The Gold Skinned Men in Paris.
Today I am looking for gold skinned men in Paris. Not golden statues, although there are many of those, and they are easy to be found.
I’m reading James Joyce’s Ulysses, Episode 2, Nestor:
‘On the step of the Paris stock exchange the goldskinned men quoting prices on their gemmed fingers. Gabble of geese. They swarmed loud, uncouth about the temple, their heads thickplotting under maladroit silk hats. Not theirs: these clothes, this speech, these gestures.’
The Paris Stock Exchange is now not as it was a hundred years ago. It is the sign of progress.
In the time of James Joyce, completing Ulysses in Paris in 1922, the Paris Stock Exchange (Paris de Bourse) was already a hundred years old. It sprang from individual monopolistic market places and was transformed into the Paris Bourse as one large public place where the securities trade could be conducted.
The Paris Bourse building is actually called the Palais Brongniart. Before the building was erected, market places were evident since 1724, and stock exchange activities occurred in the Vivienne Gallery of the Mazarin Palace until 1793, and then in the Louvre, the Palais-Royal, inside the Church of Our Lady of Victories from 1796-1809, back in the Palais-Royal, and from 1818 in a building of the Convent of the Daughters of St. Thomas, a vast monastery extending from St. Augustine Street to Feydeau Street. Activities were also housed at the Commercial Court from 1826-1864 and the Paris Chamber of Commerce from 1826-1853.
The building of the Paris Stock Exchange—the Paris Bourse—began construction in 1808 in Brongniart Square in the 1starrondissement on the site of the Convent of the Daughters of St. Thomas. It was completed and opened on 4 November 1826, where it stands today.
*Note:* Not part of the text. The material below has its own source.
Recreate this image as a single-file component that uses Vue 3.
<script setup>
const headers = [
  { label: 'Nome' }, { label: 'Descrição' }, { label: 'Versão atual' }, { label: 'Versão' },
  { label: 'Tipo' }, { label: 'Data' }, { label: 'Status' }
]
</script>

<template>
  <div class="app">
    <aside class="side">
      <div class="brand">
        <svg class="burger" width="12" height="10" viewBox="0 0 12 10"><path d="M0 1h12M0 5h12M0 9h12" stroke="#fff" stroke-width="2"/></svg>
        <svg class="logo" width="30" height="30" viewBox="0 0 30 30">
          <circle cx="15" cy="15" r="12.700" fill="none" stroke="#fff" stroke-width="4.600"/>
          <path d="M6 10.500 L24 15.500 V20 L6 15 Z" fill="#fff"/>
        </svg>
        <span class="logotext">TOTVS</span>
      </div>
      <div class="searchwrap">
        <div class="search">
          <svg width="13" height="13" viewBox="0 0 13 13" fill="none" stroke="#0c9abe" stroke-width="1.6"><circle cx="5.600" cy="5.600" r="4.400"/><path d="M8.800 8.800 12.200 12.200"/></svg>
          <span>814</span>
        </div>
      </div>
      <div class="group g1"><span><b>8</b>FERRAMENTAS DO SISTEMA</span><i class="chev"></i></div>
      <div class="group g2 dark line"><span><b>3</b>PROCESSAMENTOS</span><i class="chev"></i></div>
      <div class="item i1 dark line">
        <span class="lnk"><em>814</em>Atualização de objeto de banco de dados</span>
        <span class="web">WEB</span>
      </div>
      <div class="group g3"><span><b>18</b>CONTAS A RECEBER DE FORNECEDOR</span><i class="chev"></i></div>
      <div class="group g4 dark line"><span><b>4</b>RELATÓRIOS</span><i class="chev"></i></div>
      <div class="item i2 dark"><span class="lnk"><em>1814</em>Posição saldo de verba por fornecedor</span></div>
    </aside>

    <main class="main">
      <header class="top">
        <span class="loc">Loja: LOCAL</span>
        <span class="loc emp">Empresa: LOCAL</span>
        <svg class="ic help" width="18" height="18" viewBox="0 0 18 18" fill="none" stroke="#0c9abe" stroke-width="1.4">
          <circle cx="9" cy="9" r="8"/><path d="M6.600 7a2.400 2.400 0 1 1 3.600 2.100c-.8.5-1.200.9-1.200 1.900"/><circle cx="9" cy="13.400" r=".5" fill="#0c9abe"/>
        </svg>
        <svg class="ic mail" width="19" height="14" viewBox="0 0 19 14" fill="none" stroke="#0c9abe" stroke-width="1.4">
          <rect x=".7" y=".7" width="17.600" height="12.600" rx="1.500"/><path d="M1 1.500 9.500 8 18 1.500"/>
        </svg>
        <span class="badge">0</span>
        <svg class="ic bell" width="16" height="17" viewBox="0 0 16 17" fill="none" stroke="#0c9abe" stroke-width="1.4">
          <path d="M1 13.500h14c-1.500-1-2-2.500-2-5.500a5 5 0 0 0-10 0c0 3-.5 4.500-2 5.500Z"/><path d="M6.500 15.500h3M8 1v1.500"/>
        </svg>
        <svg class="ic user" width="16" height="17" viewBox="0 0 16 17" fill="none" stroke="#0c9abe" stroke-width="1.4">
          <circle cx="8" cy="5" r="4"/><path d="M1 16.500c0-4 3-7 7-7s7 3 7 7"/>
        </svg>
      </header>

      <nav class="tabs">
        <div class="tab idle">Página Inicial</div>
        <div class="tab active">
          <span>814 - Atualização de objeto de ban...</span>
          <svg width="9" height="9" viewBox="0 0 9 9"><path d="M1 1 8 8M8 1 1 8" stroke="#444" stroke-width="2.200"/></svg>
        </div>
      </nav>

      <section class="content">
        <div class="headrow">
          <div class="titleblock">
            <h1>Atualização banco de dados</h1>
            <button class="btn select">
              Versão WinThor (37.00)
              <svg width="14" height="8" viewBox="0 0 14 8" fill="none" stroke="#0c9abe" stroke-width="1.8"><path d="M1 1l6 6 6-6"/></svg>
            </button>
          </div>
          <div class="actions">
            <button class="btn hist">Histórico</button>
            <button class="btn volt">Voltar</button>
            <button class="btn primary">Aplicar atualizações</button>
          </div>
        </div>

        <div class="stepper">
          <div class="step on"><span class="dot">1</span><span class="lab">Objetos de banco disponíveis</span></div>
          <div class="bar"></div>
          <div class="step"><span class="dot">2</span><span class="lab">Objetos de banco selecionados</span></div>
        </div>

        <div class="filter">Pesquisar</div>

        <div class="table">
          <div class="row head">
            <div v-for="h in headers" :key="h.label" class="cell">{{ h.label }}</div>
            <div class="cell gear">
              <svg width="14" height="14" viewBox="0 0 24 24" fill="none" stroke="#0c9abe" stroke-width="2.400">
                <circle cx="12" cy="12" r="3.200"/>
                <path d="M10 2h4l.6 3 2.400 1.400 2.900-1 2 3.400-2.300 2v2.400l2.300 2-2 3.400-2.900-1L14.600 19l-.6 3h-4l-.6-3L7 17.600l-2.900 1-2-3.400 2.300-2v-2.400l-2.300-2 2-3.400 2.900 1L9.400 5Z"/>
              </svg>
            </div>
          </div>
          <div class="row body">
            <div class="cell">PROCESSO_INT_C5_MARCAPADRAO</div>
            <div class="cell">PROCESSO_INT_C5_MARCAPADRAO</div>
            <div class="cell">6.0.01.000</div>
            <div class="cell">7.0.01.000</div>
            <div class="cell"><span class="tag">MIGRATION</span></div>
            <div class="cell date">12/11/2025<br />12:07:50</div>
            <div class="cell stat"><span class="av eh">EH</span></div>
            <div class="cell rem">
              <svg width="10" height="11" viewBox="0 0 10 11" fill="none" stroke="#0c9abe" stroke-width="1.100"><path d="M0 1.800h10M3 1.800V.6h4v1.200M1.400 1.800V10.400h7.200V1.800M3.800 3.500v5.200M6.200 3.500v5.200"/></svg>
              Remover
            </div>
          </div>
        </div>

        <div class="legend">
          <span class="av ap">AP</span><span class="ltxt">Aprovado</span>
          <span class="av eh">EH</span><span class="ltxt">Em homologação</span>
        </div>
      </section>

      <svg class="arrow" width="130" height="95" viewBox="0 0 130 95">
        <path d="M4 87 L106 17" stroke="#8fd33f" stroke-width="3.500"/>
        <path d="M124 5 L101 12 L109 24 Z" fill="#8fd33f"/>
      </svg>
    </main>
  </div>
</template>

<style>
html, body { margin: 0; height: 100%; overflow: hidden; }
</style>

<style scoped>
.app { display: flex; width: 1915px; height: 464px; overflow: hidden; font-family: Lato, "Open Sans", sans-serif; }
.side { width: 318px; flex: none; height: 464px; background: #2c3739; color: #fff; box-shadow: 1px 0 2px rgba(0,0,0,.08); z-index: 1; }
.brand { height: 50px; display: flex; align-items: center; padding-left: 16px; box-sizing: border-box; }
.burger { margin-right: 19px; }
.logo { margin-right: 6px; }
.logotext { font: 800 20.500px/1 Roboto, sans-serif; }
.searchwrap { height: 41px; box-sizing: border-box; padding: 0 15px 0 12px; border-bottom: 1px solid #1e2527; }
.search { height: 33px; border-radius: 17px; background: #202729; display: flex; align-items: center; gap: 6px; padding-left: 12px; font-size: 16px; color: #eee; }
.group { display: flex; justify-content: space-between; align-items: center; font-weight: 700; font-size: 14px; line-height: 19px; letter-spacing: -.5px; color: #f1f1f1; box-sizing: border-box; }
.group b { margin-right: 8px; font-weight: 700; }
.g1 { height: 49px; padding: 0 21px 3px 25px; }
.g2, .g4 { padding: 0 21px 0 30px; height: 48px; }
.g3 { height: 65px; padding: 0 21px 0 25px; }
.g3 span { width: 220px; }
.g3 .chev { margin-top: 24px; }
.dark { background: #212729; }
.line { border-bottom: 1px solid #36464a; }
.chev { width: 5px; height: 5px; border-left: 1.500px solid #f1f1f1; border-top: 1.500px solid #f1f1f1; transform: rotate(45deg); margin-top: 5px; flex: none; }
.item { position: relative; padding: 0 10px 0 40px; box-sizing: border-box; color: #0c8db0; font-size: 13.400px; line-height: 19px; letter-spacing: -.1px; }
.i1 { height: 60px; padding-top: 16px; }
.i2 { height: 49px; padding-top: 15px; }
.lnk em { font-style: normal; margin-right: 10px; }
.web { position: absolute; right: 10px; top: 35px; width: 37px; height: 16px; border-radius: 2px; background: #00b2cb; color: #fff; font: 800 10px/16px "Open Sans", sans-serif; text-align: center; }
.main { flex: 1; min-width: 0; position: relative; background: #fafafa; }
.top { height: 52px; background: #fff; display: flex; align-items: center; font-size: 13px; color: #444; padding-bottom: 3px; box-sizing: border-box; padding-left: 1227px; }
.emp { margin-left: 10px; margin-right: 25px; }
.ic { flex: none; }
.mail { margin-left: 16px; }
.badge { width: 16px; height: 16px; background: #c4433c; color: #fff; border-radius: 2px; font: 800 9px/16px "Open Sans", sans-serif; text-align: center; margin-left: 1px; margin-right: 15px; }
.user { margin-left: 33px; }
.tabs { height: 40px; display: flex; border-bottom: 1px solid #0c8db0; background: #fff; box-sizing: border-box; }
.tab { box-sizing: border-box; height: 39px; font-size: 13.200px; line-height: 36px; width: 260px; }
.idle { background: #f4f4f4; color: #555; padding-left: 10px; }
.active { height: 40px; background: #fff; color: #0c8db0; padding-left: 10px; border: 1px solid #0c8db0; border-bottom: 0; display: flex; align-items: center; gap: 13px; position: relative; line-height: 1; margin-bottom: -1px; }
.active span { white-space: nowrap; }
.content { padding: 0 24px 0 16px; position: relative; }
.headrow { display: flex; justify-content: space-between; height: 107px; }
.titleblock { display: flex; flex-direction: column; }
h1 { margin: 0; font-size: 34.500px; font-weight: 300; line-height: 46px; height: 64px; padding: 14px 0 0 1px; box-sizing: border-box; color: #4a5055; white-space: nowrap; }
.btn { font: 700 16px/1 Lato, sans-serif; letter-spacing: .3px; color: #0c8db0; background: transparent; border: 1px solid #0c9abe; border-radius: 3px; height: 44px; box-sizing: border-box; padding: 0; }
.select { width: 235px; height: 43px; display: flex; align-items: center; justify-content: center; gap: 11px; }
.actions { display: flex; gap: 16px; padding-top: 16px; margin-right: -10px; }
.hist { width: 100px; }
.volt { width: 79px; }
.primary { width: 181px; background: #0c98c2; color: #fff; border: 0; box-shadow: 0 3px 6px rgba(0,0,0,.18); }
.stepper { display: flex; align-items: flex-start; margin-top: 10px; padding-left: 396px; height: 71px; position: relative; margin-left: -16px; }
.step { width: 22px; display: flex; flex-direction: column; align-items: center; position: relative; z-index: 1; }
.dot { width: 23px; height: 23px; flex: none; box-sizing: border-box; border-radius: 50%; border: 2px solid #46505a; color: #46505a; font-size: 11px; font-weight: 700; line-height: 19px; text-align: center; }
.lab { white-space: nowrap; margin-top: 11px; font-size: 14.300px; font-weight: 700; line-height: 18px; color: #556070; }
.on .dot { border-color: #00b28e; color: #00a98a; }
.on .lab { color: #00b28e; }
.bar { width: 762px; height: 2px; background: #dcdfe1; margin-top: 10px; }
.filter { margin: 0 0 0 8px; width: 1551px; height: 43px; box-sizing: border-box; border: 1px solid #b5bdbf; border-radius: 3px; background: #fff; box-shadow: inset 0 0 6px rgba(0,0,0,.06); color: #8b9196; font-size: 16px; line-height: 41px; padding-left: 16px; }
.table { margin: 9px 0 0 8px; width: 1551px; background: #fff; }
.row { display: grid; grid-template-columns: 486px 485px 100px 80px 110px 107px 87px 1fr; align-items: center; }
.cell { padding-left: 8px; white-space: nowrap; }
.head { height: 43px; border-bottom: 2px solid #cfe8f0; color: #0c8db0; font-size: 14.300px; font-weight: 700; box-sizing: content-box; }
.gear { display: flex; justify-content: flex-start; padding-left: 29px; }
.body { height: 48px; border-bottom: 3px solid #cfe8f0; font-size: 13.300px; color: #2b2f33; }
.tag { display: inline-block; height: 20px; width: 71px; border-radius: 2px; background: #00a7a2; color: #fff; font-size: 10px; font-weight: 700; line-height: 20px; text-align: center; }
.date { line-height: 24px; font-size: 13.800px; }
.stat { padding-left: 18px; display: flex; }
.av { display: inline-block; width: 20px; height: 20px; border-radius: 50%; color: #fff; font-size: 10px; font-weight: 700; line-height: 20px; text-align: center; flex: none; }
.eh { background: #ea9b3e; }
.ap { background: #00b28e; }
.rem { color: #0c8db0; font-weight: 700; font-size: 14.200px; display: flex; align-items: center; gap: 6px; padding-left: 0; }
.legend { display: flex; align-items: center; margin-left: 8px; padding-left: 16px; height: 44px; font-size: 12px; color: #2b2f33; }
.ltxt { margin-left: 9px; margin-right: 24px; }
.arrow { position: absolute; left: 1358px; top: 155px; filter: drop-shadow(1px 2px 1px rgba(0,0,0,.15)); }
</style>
‘The goldskinned men quoting prices’ used the open out-cry system—shouting out the prices, as Joyce says in Ulysses, like a gabble of geese ‘loud’ and ‘uncouth.’
The open out-cry system was used for 150 years in Paris, until the 1980s marked a time for reform—computerized reform. The open out-cry system became the integrated computer trading system while still keeping a limited version of the out-cry system. By 1989 the Paris Bourse was fully electronic.
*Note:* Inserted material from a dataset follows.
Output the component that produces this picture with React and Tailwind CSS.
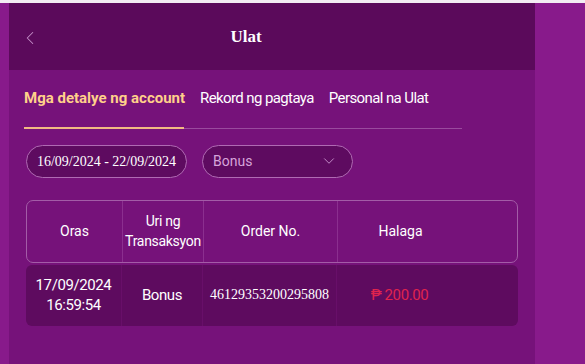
import { ChevronLeft, ChevronDown } from "lucide-react";

const cols = "grid grid-cols-[95px_81px_134px_126px_1fr]";

export default function App() {
    return (
        <div className="w-[585px] h-[364px] bg-[#881a8b] overflow-hidden font-['Roboto',sans-serif] border-t-[3px] border-[#f3ecf3]">
            <div className="ml-[9px] w-[526px] h-full bg-[#76127a] flex flex-col">
                {/* header */}
                <div className="h-[67px] bg-[#5b0a5b] flex items-center relative">
                    <ChevronLeft className="absolute left-[10px] top-[24px] w-[22px] h-[22px] text-[#c48fc8]" strokeWidth={1.1} />
                    <h1 className="w-full text-center pr-[52px] text-white text-[17px] font-bold font-['Liberation_Serif',serif]">Ulat</h1>
                </div>

                {/* tabs */}
                <div className="px-[15px]">
                    <div className="flex items-end w-[438px] border-b border-[#9a4a9e] pt-[17px] text-white">
                        <div className="w-[160px] pb-[17px] border-b-2 border-[#f2b982] -mb-px text-[15px] text-[#ffd08a] font-bold whitespace-nowrap">Mga detalye ng account</div>
                        <div className="ml-[16px] pb-[18px] text-[15px] tracking-[-0.6px] whitespace-nowrap">Rekord ng pagtaya</div>
                        <div className="ml-[15px] pb-[18px] text-[15px] tracking-[-0.6px] whitespace-nowrap">Personal na Ulat</div>
                    </div>
                </div>

                {/* filters */}
                <div className="flex gap-[15px] px-[17px] mt-[16px]">
                    <div className="w-[161px] h-[33px] rounded-full border border-[#b06ab3] bg-[#5e0b60] flex items-center justify-center text-white text-[14px] font-['Liberation_Serif',serif]">
                        16/09/2024 - 22/09/2024
                    </div>
                    <div className="w-[151px] h-[33px] rounded-full border border-[#b06ab3] bg-[#5e0b60] flex items-center justify-between pl-[10px] pr-[14px] text-[#d6a4da] text-[14px]">
                        <span>Bonus</span>
                        <ChevronDown className="w-[18px] h-[18px] text-[#d6a4da]" strokeWidth={1.1} />
                    </div>
                </div>

                {/* table */}
                <div className="px-[17px] mt-[22px]">
                    <div className={`${cols} h-[63px] rounded-[7px] border border-[#a35ca7] text-white text-[14px] text-center leading-[20px]`}>
                        <div className="flex items-center justify-center">Oras</div>
                        <div className="flex items-center justify-center border-l border-[#8b2f8f] whitespace-nowrap tracking-[-0.3px]">Uri ng<br />Transaksyon</div>
                        <div className="flex items-center justify-center border-l border-[#8b2f8f]">Order No.</div>
                        <div className="flex items-center justify-center border-l border-[#8b2f8f]">Halaga</div>
                        <div></div>
                    </div>
                    <div className={`${cols} h-[61px] mt-[2px] rounded-[6px] bg-[#5e0b5f] text-white text-[15px] tracking-[-0.4px] text-center leading-[20px]`}>
                        <div className="flex items-center justify-center">17/09/2024<br />16:59:54</div>
                        <div className="flex items-center justify-center border-l border-[#680f69]">Bonus</div>
                        <div className="flex items-center justify-center border-l border-[#680f69] text-[14px] tracking-normal font-['Liberation_Serif',serif]">46129353200295808</div>
                        <div className="flex items-center justify-center border-l border-[#680f69] text-[#e0244e]">₱ 200.00</div>
                        <div></div>
                    </div>
                </div>
            </div>
        </div>
    );
}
Ten years later, in 1999, France’s four top financial institutions merged to become one new company, the Paris Bourse SBF SA. In 2000 the independent financial marketplace, the Paris Bourse, officially ended.
From 2000, Paris Bourse became Euronext Paris, part of Euronext and one of five consolidated pan-European exchanges: Paris, Amsterdam, Brussels, Lisbon, and London. All that Euronext Paris conducts is regulated by France’s Ministry of Economics, le Comité des Établissements de Crédit et des Entreprises d’Investissement (CECEI), the banking commission, and the Autorité des Marchés Financiers (AMF). Euronext became the fourth largest exchange in the world.
In 2007, Euronext merged with the New York Stock Exchange, becoming the NYSE Euronext. So, over a period of a hundred years, the financial marketplace that was once a disparate system has become a truly global marketplace.
I leave the Place de la Concorde to cross the rue de Rivoli and the rue Saint-Honoré to reach rue Cambon, named after Pierre-Joseph Cambon (1756-1820), the chair of the Finance Committee of the National Convention.
The building on Rue Cambon has arches that are now filled with iron doors and wrought iron railings. It is not a pretty building. And the building opposite—the Chanel building—is undergoing renovations. Overall, the street is noisy with jack-hammers and blocked with construction cranes.




But all is not lost. This is Chanel Cambon street. This is where Gabrielle (Coco) Chanel (1883-1971) started her millinery business. Hats. It all began with hats in the basement of the limestone building of number 21 in 1910, before she moved along the street to number 31 in 1918—point zero—THE Chanel store. A hundred years later, the firm purchased number 19, with a second entrance on rue Saint-Honoré. And renovations continue.

Coco Chanel was indeed of the same vintage as James Joyce (1882-1941). Born a year after Joyce, Chanel lived a healthier, wealthier, and longer life.
I imagine that the next time I am on rue Cambon, I’ll be seeing on the step of the Paris Chanel store the goldskinned women quoting prices on their gemmed fingers—or smart phones.
But, I digress, and I continue my way along rue Cambon to rue de la Madeleine. I turn right and then right again onto rue du Quatre September—Street of 4 September, where the current Paris Bourse is situated in the 2nd arrondissement.




The Paris Bourse building looms large and imposing. It is open to the public, but not today, a Sunday. Today, the old Paris Bourse is closed and locked. In James Joyce’s time, the building would not have been fenced. The steps would be open to all, and bustling with activity.
Today, there are no goldskinned men on the step of the Paris Stock Exchange. Not a one.